Viscous energy dissipation as an additional energy absorption mechanism for blast resistanc

This study examined energy absorption methods to protect against a blast load. Blast resistant panels designed to resist blasts and high-velocity impacts usually dissipate most of the delivered energy through inelastic deformation of solids. A concept is explored to improve the energy absorption of such structures by the addition of a viscous mechanism of energy dissipation. The viscous dissipation mechanism relies on the fact that when a viscous liquid is forced through narrow passages at high speeds, it undergoes high shear rates that cause energy dissipation. Proof-of-concept studies were conducted to assess the efficacy of this methodology. A simple test specimen in the form of a steel tube with capillaries attached at both ends was chosen for both analytical and experimental study. Both empty and liquid-filled test specimens were subjected to experimental and simulated drop-weight impact tests. These test specimens were also subjected to simulated blast load tests. Fluid structure interaction analyses in the form of Coupled-Eulerian-Lagrangian simulations were performed to assess the energy dissipated both by solid plastic deformation and liquid viscous dissipation in the drop-weight and blast simulations. The liquid flow speed generated by the applied impacts and blast loads was found to be a critical factor in determining the contribution of the viscous mechanism. The moderate liquid flow speeds generated by the drop-weight impacts resulted in negligible viscous energy dissipation.
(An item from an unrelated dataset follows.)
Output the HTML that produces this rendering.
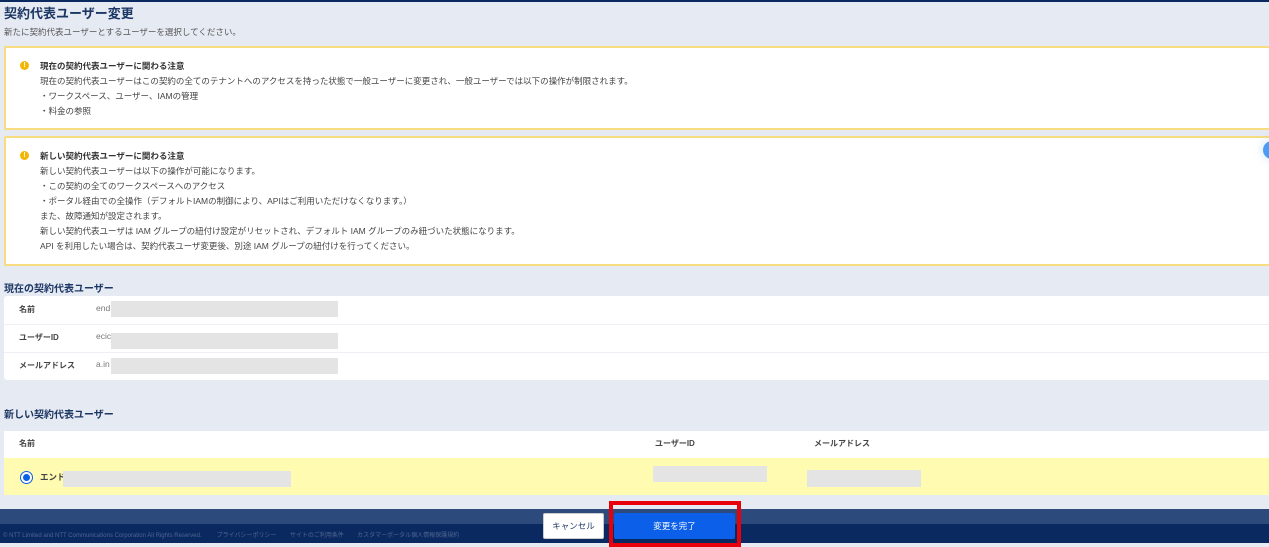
<!DOCTYPE html>
<html><head><meta charset="utf-8"><style>
*{margin:0;padding:0;box-sizing:border-box}
body{width:1269px;height:547px;overflow:hidden;background:#e6eaf3;font-family:"Liberation Sans","Noto Sans CJK JP",sans-serif;color:#444;position:relative}
.a{position:absolute;white-space:nowrap}
.t{font-size:8.5px;line-height:15px}
.box{position:absolute;left:4px;width:1280px;background:#fff;border:2px solid #f7dc80;border-radius:2px}
.ic{position:absolute;width:9px;height:9px;border-radius:50%;background:#f2b705;color:#fff;font-size:7px;font-weight:bold;line-height:9px;text-align:center}
.g{position:absolute;background:#e4e4e4}
.h{font-size:10px;font-weight:bold;color:#1d3765}
.lb{font-size:8px;font-weight:bold;color:#444}
</style></head><body>
<div class="a" style="left:0;top:0;width:1269px;height:2px;background:#0b2961"></div>
<div class="a" style="left:4px;top:3px;font-size:13px;font-weight:bold;color:#1d3765">契約代表ユーザー変更</div>
<div class="a t" style="left:4px;top:25px;color:#555">新たに契約代表ユーザーとするユーザーを選択してください。</div>

<div class="box" style="top:46px;height:84px"></div>
<div class="ic" style="left:20px;top:61px">!</div>
<div class="a t" style="left:40px;top:59px;font-weight:bold;color:#333">現在の契約代表ユーザーに関わる注意</div>
<div class="a t" style="left:40px;top:74px">現在の契約代表ユーザーはこの契約の全てのテナントへのアクセスを持った状態で一般ユーザーに変更され、一般ユーザーでは以下の操作が制限されます。<br>・ワークスペース、ユーザー、IAMの管理<br>・料金の参照</div>

<div class="box" style="top:136px;height:130px"></div>
<div class="ic" style="left:20px;top:151px">!</div>
<div class="a t" style="left:40px;top:149px;font-weight:bold;color:#333">新しい契約代表ユーザーに関わる注意</div>
<div class="a t" style="left:40px;top:164px">新しい契約代表ユーザーは以下の操作が可能になります。<br>・この契約の全てのワークスペースへのアクセス<br>・ポータル経由での全操作（デフォルトIAMの制御により、APIはご利用いただけなくなります。）<br>また、故障通知が設定されます。<br>新しい契約代表ユーザは IAM グループの紐付け設定がリセットされ、デフォルト IAM グループのみ紐づいた状態になります。<br>API を利用したい場合は、契約代表ユーザ変更後、別途 IAM グループの紐付けを行ってください。</div>
<div class="a" style="left:1263px;top:141px;width:18px;height:18px;border-radius:50%;background:#4a9cf5;box-shadow:0 0 10px rgba(74,156,245,.3)"></div>

<div class="a h" style="left:4px;top:280px">現在の契約代表ユーザー</div>
<div class="a" style="left:4px;top:296px;width:1280px;height:84px;background:#fff;border-radius:3px"></div>
<div class="a" style="left:4px;top:324px;width:1280px;height:1px;background:#eef0f5"></div>
<div class="a" style="left:4px;top:352px;width:1280px;height:1px;background:#eef0f5"></div>
<div class="a lb" style="left:19px;top:304px">名前</div>
<div class="a lb" style="left:19px;top:332px">ユーザーID</div>
<div class="a lb" style="left:19px;top:360px">メールアドレス</div>
<div class="a t" style="left:96px;top:301px;color:#777">end</div>
<div class="a t" style="left:96px;top:329px;color:#777">ecic</div>
<div class="a t" style="left:96px;top:357px;color:#777">a.in</div>
<div class="g" style="left:111px;top:301px;width:227px;height:16px"></div>
<div class="g" style="left:111px;top:333px;width:227px;height:16px"></div>
<div class="g" style="left:111px;top:358px;width:227px;height:16px"></div>

<div class="a h" style="left:4px;top:406px">新しい契約代表ユーザー</div>
<div class="a" style="left:4px;top:431px;width:1280px;height:27px;background:#fff"></div>
<div class="a" style="left:4px;top:458px;width:1280px;height:37px;background:#fffbb0"></div>
<div class="a lb" style="left:19px;top:438px">名前</div>
<div class="a lb" style="left:655px;top:438px">ユーザーID</div>
<div class="a lb" style="left:814px;top:438px">メールアドレス</div>
<div class="a" style="left:20px;top:471px;width:13px;height:13px;border-radius:50%;border:1.5px solid #0b5fe8;background:#fff"></div>
<div class="a" style="left:23px;top:474px;width:7px;height:7px;border-radius:50%;background:#0b5fe8"></div>
<div class="a lb" style="left:40px;top:471px;font-size:8.5px">エンド</div>
<div class="g" style="left:63px;top:471px;width:228px;height:16px"></div>
<div class="g" style="left:653px;top:466px;width:114px;height:16px"></div>
<div class="g" style="left:807px;top:470px;width:114px;height:17px"></div>

<div class="a" style="left:0;top:509px;width:1269px;height:15px;background:#2c4a7b"></div>
<div class="a" style="left:0;top:524px;width:1269px;height:19px;background:#0b2961"></div>
<div class="a" style="left:3px;top:530px;font-size:6px;color:#4d6590">© NTT Limited and NTT Communications Corporation All Rights Reserved. &nbsp;&nbsp;&nbsp;&nbsp;&nbsp;&nbsp;&nbsp; プライバシーポリシー &nbsp;&nbsp;&nbsp;&nbsp;&nbsp;&nbsp; サイトのご利用条件 &nbsp;&nbsp;&nbsp;&nbsp;&nbsp;&nbsp; カスタマーポータル個人情報保護規約</div>
<div class="a" style="left:543px;top:513px;width:61px;height:26px;background:#fff;border:1px solid #ccc;border-radius:2px;font-size:8.5px;line-height:24px;text-align:center;color:#1d3765">キャンセル</div>
<div class="a" style="left:614px;top:513px;width:121px;height:26px;background:#0b5fe8;border-radius:2px;font-size:8.5px;line-height:26px;text-align:center;color:#fff">変更を完了</div>
<div class="a" style="left:609px;top:501px;width:132px;height:46px;border:4px solid #e8000b"></div>
</body></html>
The simulated blast loads generated much higher liquid flow speeds and as a result the viscous energy contribution to the total absorbed energy in the test specimens approached 30%. The viscosity of the liquid has a major effect on the fraction of energy absorbed in the form of viscous dissipation. Results of this study support the viability of the concept of viscous-assist for improving the ability of protective panels and structures to withstand high-speed impact and blast loads.